Inaam Bayoud, founding director of the Higher Arab Institute of Translation in Algeria, Mahmoud Azab, advisor on interreligious dialogue to the Sheikh of al-Azhar in Egypt, Hani Fahs, founding member of the Arab Dialogue Team in Lebanon, and Sami Brahem, director of the Sheikh Mohammed al-Fadel bin Ashour Centre for the Arts in Tunisia, discussed the Arab renaissance. Damascus University’s Mohammed Tayyeb Al-Tizini moderated the session.
- Religion’s Role in Reform: Any attempt to reform the educational system must first accept that this system is based on religion, said Bayoud. However, Azad noted that religion must not be a tool to divide but should only help maintain the identity of the Arab culture. Furthermore, religion can be used as a means to increase patriotism, added Azab. At its roots, Arab Islamic culture does reject all forms of discrimination and separation and may be aligned with the concept of citizenship, agreed Brahem.
- Disadvantaged Arab World: The Arab world has plunged into a quasi-pre-intellectual state due to the abundance of regional and state conflicts, said Al-Tizini. Furthermore, Arabs are living in shame due to many disadvantages, including poverty, conflict, and death, as well as a bitter history of continuous conflicts, he added.

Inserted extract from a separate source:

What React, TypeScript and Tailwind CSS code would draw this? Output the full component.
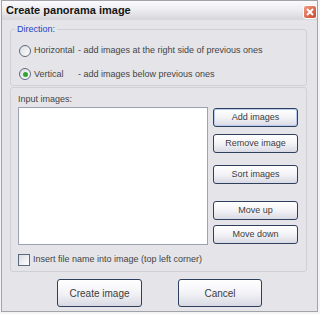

- A Needed Pluralistic Society: Bayoud noted that the report should reach all in society, but especially the youth, who are responsible for implementation. History shows that Arab states should strive towards union, not division, said Fahs. This could involve redefining and modernizing the interpretation of religious texts, suggested Brahem. Support for a pluralistic society where each citizen has an equal right to participate is essential, said Fahs. Brahem emphasized the need for a pluralistic society, noting the need to promote a culture of union, not of adversity and violence.